Comparison with Matrix Diagram Method

Matrix Diagram Benchmark Data

Unfortunately, we were unable to obtain a version of SMART that supported priorities. Therefore, we instead use previously published data and compare only trends in runtime instead of absolute values.

matrix_diagram_benchmarks <- read.csv("matrixDiagram.csv") %>%
  mutate(totalTime = nextStateTime + generateTangibleTime)

side_by_side <- rbind(
  all_benchmarks %>%
    # Drop versions of models that were not considered in the original papers.
    filter(!grepl("^philosophers.+", modelName)) %>%
    mutate(algorithm = "EVIDD") %>%
    select(modelName, n, algorithm, totalTime),
  matrix_diagram_benchmarks %>%
    select(modelName, n, algorithm, totalTime))

We will need some packages for visualization.

library(ggplot2)

Plot with absolute values of measurements (log scale):

It is not very easy to compare the measurements, because the matrix diagram measurements were performed on a now very old machine with different speed for the atomic operations.
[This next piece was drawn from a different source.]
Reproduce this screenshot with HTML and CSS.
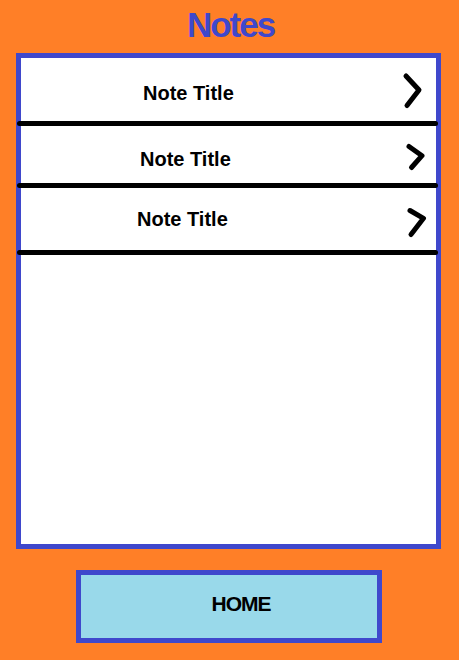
FILE: index.html
```html
<!DOCTYPE html>
<html lang="en">
<head>
<meta charset="utf-8">
<title>Notes</title>
<link rel="stylesheet" href="styles.css">
</head>
<body>
<div class="page">
  <h1 class="title">Notes</h1>
  <div class="panel">
    <div class="row row-1">
      <span class="note-title">Note Title</span>
      <svg class="chev" width="40" height="44" viewBox="0 0 40 44"><polyline points="10,8 23,22 11,37.5"/></svg>
    </div>
    <div class="sep"></div>
    <div class="row row-2">
      <span class="note-title">Note Title</span>
      <svg class="chev" width="40" height="36" viewBox="0 0 40 36"><polyline points="13,6.5 26,15.7 15.5,27.5"/></svg>
    </div>
    <div class="sep"></div>
    <div class="row row-3">
      <span class="note-title">Note Title</span>
      <svg class="chev" width="40" height="36" viewBox="0 0 40 36"><polyline points="14,6.5 27.5,14.3 15,30.5"/></svg>
    </div>
    <div class="sep"></div>
  </div>
  <div class="home-wrap">
    <button class="home">HOME</button>
  </div>
</div>
</body>
</html>
```

FILE: styles.css
```css
html, body {
  margin: 0;
  padding: 0;
}
body {
  background: #ff7f27;
  font-family: "Liberation Sans", Arial, sans-serif;
  width: 459px;
  height: 660px;
  overflow: hidden;
}
.page {
  display: flex;
  flex-direction: column;
}
.title {
  margin: 0;
  height: 53px;
  box-sizing: border-box;
  padding-top: 5px;
  text-align: center;
  font-size: 35px;
  line-height: normal;
  font-weight: bold;
  letter-spacing: -2px;
  color: #3f48cc;
  padding-left: 2px;
}
.panel {
  margin-left: 16px;
  width: 425px;
  height: 496px;
  box-sizing: border-box;
  border: 5px solid #3f48cc;
  background: #fff;
  display: flex;
  flex-direction: column;
}
.row {
  display: flex;
  align-items: flex-start;
}
.note-title {
  font-size: 20px;
  font-weight: bold;
  color: #000;
  line-height: normal;
}
.chev {
  margin-left: auto;
  display: block;
}
.chev polyline {
  fill: none;
  stroke: #000;
  stroke-width: 5;
  stroke-linecap: round;
  stroke-linejoin: round;
}
.row-1 { height: 63px; padding-left: 122px; }
.row-1 .note-title { margin-top: 24px; }
.row-1 .chev { margin-top: 10px; }
.row-2 { height: 57px; padding-left: 119px; }
.row-2 .note-title { margin-top: 22px; }
.row-2 .chev { margin-top: 14px; }
.row-3 { height: 62px; padding-left: 116px; }
.row-3 .note-title { margin-top: 20px; }
.row-3 .chev { margin-top: 16px; }
.sep {
  height: 5px;
  background: #000;
  border-radius: 3px;
  margin: 0 -2px 0 -4px;
}
.home-wrap {
  padding-top: 21px;
  padding-left: 76px;
}
.home {
  width: 306px;
  height: 73px;
  box-sizing: border-box;
  border: 5px solid #3f48cc;
  background: #99d9ea;
  font-family: "Liberation Sans", Arial, sans-serif;
  font-size: 21px;
  font-weight: bold;
  letter-spacing: -1px;
  color: #000;
  padding: 0 0 6px 24px;
  margin: 0;
  display: flex;
  align-items: center;
  justify-content: center;
}
```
Asymptotically equaivalent algorithm should correspond to parallel curves on the log scale plot above.

We can make this a bit easier to see by normalizing the matrix diagram measurement by dividing with the faster running time for each algorithm. This has the effect of moving the start of the curves to a common origin.

normalizer <- side_by_side %>%
  group_by(modelName, algorithm) %>%
  summarize(minTotalTime = min(totalTime))

side_by_side_normalized <- side_by_side %>%
  inner_join(normalizer, by = c("modelName", "algorithm")) %>%
  mutate(totalTime = totalTime / minTotalTime) %>%
  select(-minTotalTime)

Another way to compare is to calculate the ratio of the total running time of our method and the total running time of the other algorithms. In this visualization, algorithms asymptotically equivalent to ours apper as horizontal lines, while asymptotically better algorithms appear as line with negative slope.

ratio <- side_by_side %>%
  inner_join(all_benchmarks %>%
         transmute(modelName = modelName, n = n, ourTime = totalTime),
       by = c("modelName", "n")) %>%
  mutate(totalTime = totalTime / ourTime)